Light Detection

Deutsch: Lichtdetektion / Español: Detección de luz / Português: Deteção de luz / Français: Détection de la lumière / Italiano: Rilevamento della luce

Light detection in the space industry refers to the use of sensors and technologies to capture and analyze light across various wavelengths for purposes like imaging, communication, and scientific exploration. This process involves detecting visible, infrared, ultraviolet, and other types of light emitted or reflected from celestial objects or spacecraft to gather data critical for navigation, observation, and deep space research.

Description

In the space industry, light detection plays a crucial role in multiple applications, ranging from scientific missions to satellite-based Earth observation.
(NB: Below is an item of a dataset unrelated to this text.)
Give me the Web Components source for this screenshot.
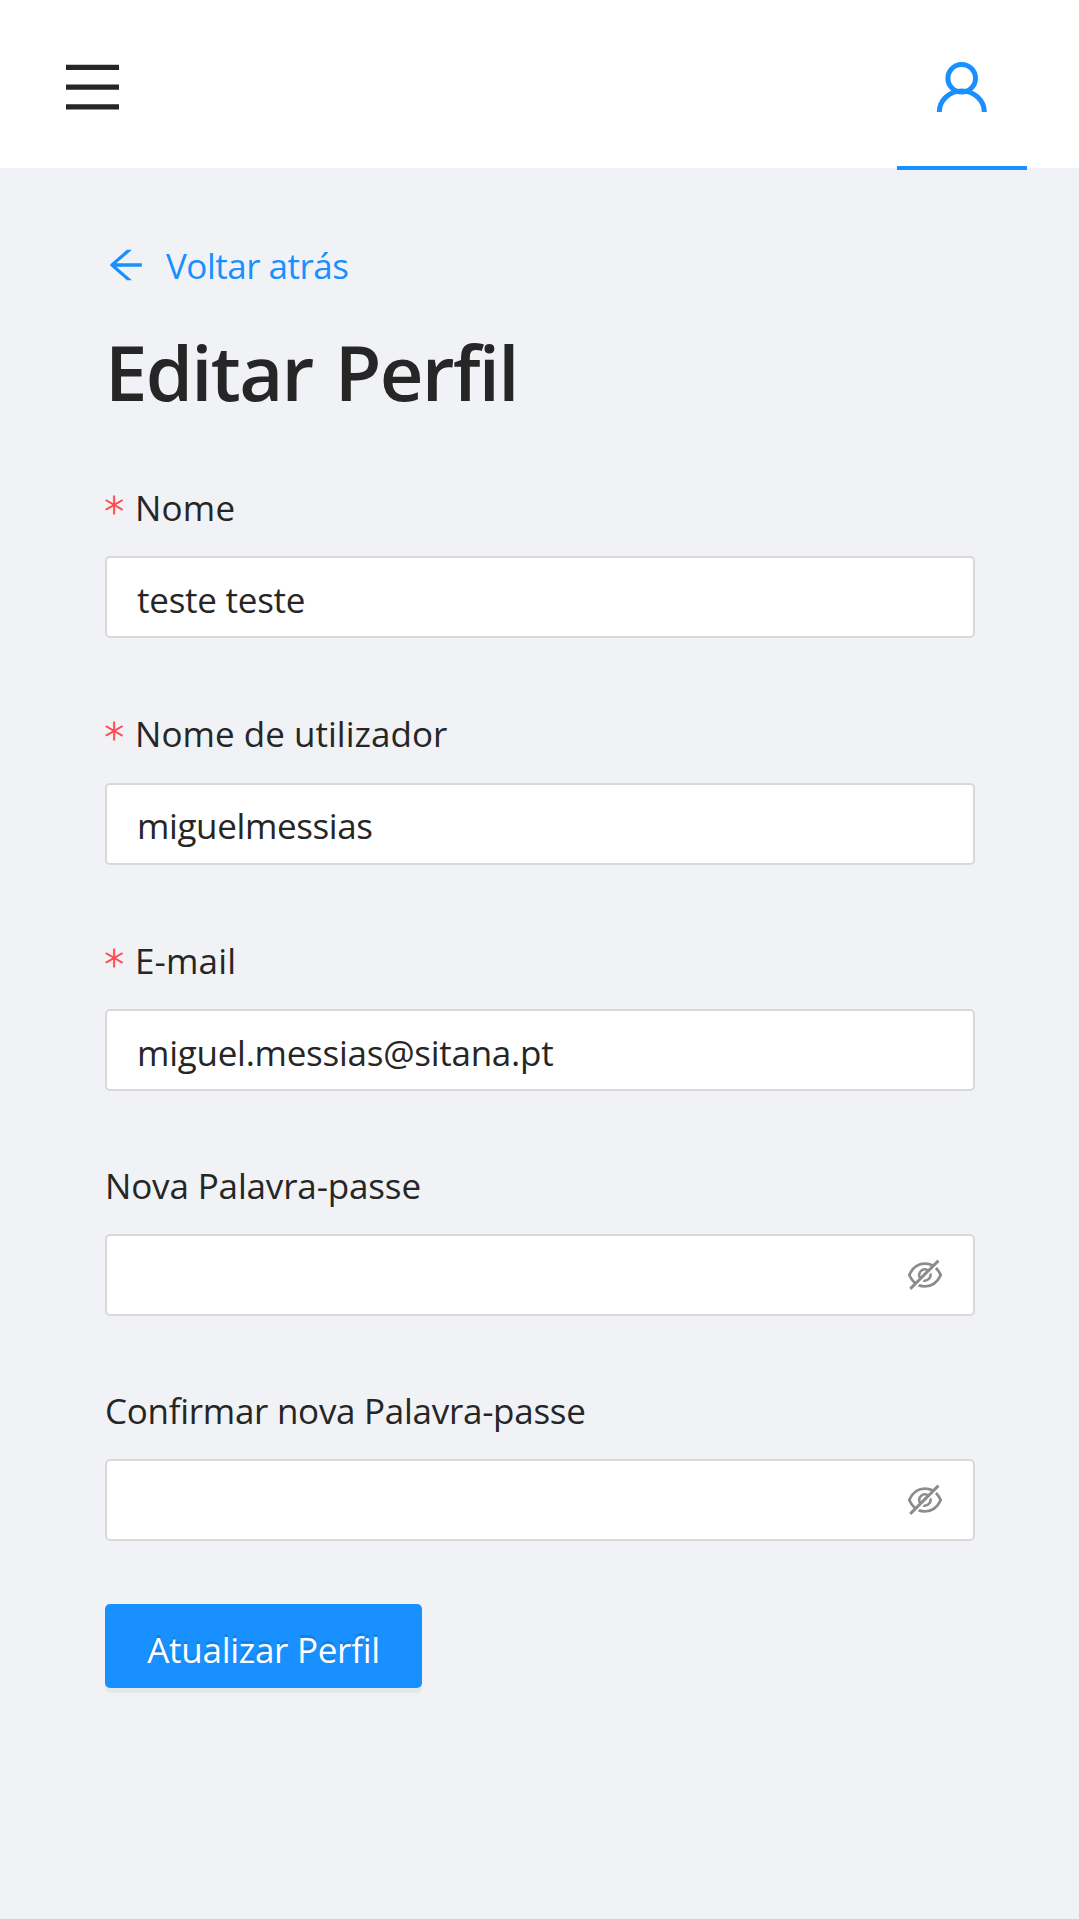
<!DOCTYPE html>
<html lang="pt">
<head>
<meta charset="utf-8">
<title>Editar Perfil</title>
<style>
html,body{margin:0;background:#f0f2f5}
body{font-family:"Open Sans","Noto Sans",sans-serif;font-size:35px;font-weight:370;color:#262626;min-height:1919px}
</style>
</head>
<body>
<profile-page></profile-page>
<script>
const define=(name,html)=>customElements.define(name,class extends HTMLElement{
  constructor(){super();this.attachShadow({mode:'open'}).innerHTML=html;}
});

define('user-icon',`<style>:host{display:block;width:68px;height:68px}svg{display:block;width:100%;height:100%}</style>
<svg viewBox="0 0 68 68" fill="none" stroke="currentColor" stroke-width="5"><circle cx="33.7" cy="24.2" r="13.8"/><path d="M11.3 58A22.5 21 0 0 1 56.3 58"/></svg>`);

define('arrow-left-icon',`<style>:host{display:block;width:44px;height:44px}svg{display:block;width:100%;height:100%}</style>
<svg viewBox="0 0 1024 1024" fill="currentColor"><path d="M872 474H286.9l350.2-304c5.6-4.9 2.2-14-5.2-14h-88.5c-3.9 0-7.6 1.4-10.5 3.9L155 487.8a31.96 31.96 0 000 48.3L535.1 866c1.5 1.3 3.3 2 5.2 2h91.5c7.4 0 10.8-9.2 5.2-14L286.9 550H872c4.4 0 8-3.6 8-8v-60c0-4.4-3.6-8-8-8z"/></svg>`);

define('eye-off-icon',`<style>:host{display:block;width:40px;height:40px;color:#8c8c8c}svg{display:block;width:100%;height:100%}</style>
<svg viewBox="0 0 1024 1024" fill="currentColor"><path d="M942.2 486.2Q889.47 375.11 816.7 305l-50.88 50.88C807.31 395.53 843.45 447.4 874.7 512 791.5 684.2 673.4 766 512 766q-72.67 0-133.87-22.38L323 798.75Q408 838 512 838q288.3 0 430.2-300.3a60.29 60.29 0 000-51.5zm-63.57-320.64L836 122.88a8 8 0 00-11.32 0L715.31 232.2Q624.86 186 512 186q-288.3 0-430.2 300.3a60.3 60.3 0 000 51.5q56.69 119.4 136.5 191.41L112.48 835a8 8 0 000 11.31L155.17 889a8 8 0 0011.31 0l712.15-712.12a8 8 0 000-11.32zM149.3 512C232.6 339.8 350.7 258 512 258c54.54 0 104.13 9.36 149.12 28.39l-70.3 70.3a176 176 0 00-238.13 238.13l-83.42 83.42C223.1 637.49 183.3 582.28 149.3 512zm246.7 0a112.11 112.11 0 01146.2-106.69L401.31 546.2A112 112 0 01396 512z"/><path d="M508 624c-3.46 0-6.87-.16-10.25-.47l-52.82 52.82a176.09 176.09 0 00227.42-227.42l-52.82 52.82c.31 3.38.47 6.79.47 10.25a111.94 111.94 0 01-112 112z"/></svg>`);

define('menu-toggle',`<style>:host{display:block;width:53px;height:46px}svg{display:block}</style><svg width="53" height="46" fill="#262626"><path d="M0 .7h53v5.2H0zM0 20.5h53v5.2H0zM0 40.3h53v5.2H0z"/></svg>`);

define('nav-tab',`<style>:host{display:flex;flex-direction:column;align-items:center;justify-content:space-between;width:130px;height:170px;color:#1890ff;box-sizing:border-box;padding-top:54px}
span{width:130px;height:4px;background:#1890ff}</style><slot></slot><span></span>`);

define('app-header',`<style>:host{display:flex;justify-content:space-between;align-items:flex-start;height:168px;background:#fff;padding:0 52px 0 66px}
menu-toggle{margin-top:64px}</style>
<menu-toggle></menu-toggle><nav-tab><user-icon></user-icon></nav-tab>`);

define('back-link',`<style>:host{display:flex;align-items:center;height:58px;line-height:58px;color:#1890ff;gap:18px}
arrow-left-icon{margin-left:-1px}
span{padding-top:2px;letter-spacing:-.5px;white-space:nowrap}</style><arrow-left-icon></arrow-left-icon><span><slot></slot></span>`);

define('page-title',`<style>:host{display:block}h1{margin:0;font-size:76px;line-height:96px;font-weight:600;letter-spacing:-1.7px;word-spacing:4px;white-space:nowrap}</style><h1><slot></slot></h1>`);

customElements.define('form-field',class extends HTMLElement{
  connectedCallback(){
    const a=n=>this.getAttribute(n);
    this.attachShadow({mode:'open'}).innerHTML=`<style>
:host{display:flex;flex-direction:column;gap:27.4px}
label{display:flex;height:42px;line-height:42px;white-space:nowrap;letter-spacing:${a('label-spacing')||0}px}
label b{font:200 39px/50px "DejaVu Sans",sans-serif;color:#ff4d4f;-webkit-text-stroke:.9px #ff4d4f;width:30.5px;margin-left:-.5px;letter-spacing:0}
.box{display:flex;align-items:center;justify-content:space-between;box-sizing:border-box;height:82px;border:2px solid #d9d9d9;border-radius:5px;background:#fff;padding:0 27.5px 0 30px}
.box span{padding-top:4px;white-space:nowrap;letter-spacing:${a('value-spacing')||0}px}
</style>
<label>${this.hasAttribute('required')?'<b>*</b>':''}<span>${a('label')}</span></label>
<div class="box"><span>${a('value')||''}</span>${this.hasAttribute('password')?'<eye-off-icon></eye-off-icon>':''}</div>`;
  }
});

define('primary-button',`<style>:host{display:block}
button{display:block;width:317px;height:84.5px;margin:0;border:0;border-radius:5px;background:#1890ff;color:#fff;font:inherit;line-height:84px;padding:4px 0 0;letter-spacing:-.27px;text-shadow:0 -2.6px 0 rgba(0,0,0,.12);box-shadow:0 5px 0 rgba(0,0,0,.043);box-sizing:border-box;white-space:nowrap}</style>
<button type="button"><slot></slot></button>`);

define('profile-page',`<style>
:host{display:block}
main{display:flex;flex-direction:column;padding:68px 104.5px 0 105px}
page-title{margin-top:30px}
form{display:flex;flex-direction:column;margin:67px 0 0}
form-field{margin-bottom:75.1px}
form-field.tight{margin-bottom:73.4px}
form-field.last{margin-bottom:62.6px}
</style>
<app-header></app-header>
<main>
<back-link>Voltar atrás</back-link>
<page-title>Editar Perfil</page-title>
<form>
<form-field required label="Nome" label-spacing=".2" value="teste teste" value-spacing="-.25"></form-field>
<form-field required label="Nome de utilizador" label-spacing=".03" value="miguelmessias" value-spacing="-.38"></form-field>
<form-field class="tight" required label="E-mail" label-spacing=".15" value="miguel.messias@sitana.pt" value-spacing="-.26"></form-field>
<form-field class="tight" password label="Nova Palavra-passe" label-spacing="-.15"></form-field>
<form-field class="last" password label="Confirmar nova Palavra-passe" label-spacing="-.28"></form-field>
<primary-button>Atualizar Perfil</primary-button>
</form>
</main>`);
</script>
</body>
</html>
By detecting different forms of light, including visible light, infrared (IR), ultraviolet (UV), and even radio waves, space agencies and private companies can obtain valuable information about planets, stars, galaxies, and other space phenomena.

Spacecraft and satellites equipped with advanced light detection sensors can analyze the electromagnetic spectrum to perform tasks such as:

• Imaging: Space telescopes like the Hubble Space Telescope or the James Webb Space Telescope capture high-resolution images by detecting light from distant celestial objects. These images reveal information about the structure, composition, and history of the universe.
• Spectroscopy: Instruments like spectrometers are used to analyze the light emitted or reflected by objects to determine their chemical composition. This technique is crucial for studying the atmospheres of planets or identifying elements in distant stars.
• LIDAR (Light Detection and Ranging): This technique uses laser light to create 3D maps of terrain. Spacecraft employ LIDAR for planetary exploration, generating detailed maps of surfaces like the Moon or Mars.
• Optical Communication: In addition to capturing images, light detection is used for laser communication systems in space, enabling high-speed data transmission over vast distances using light signals.

Light detection technology must function in the unique conditions of space, where objects can be millions or even billions of kilometers away. Sensors are designed to be highly sensitive to detect faint light signals, and they often need to operate in extreme temperatures and vacuum environments.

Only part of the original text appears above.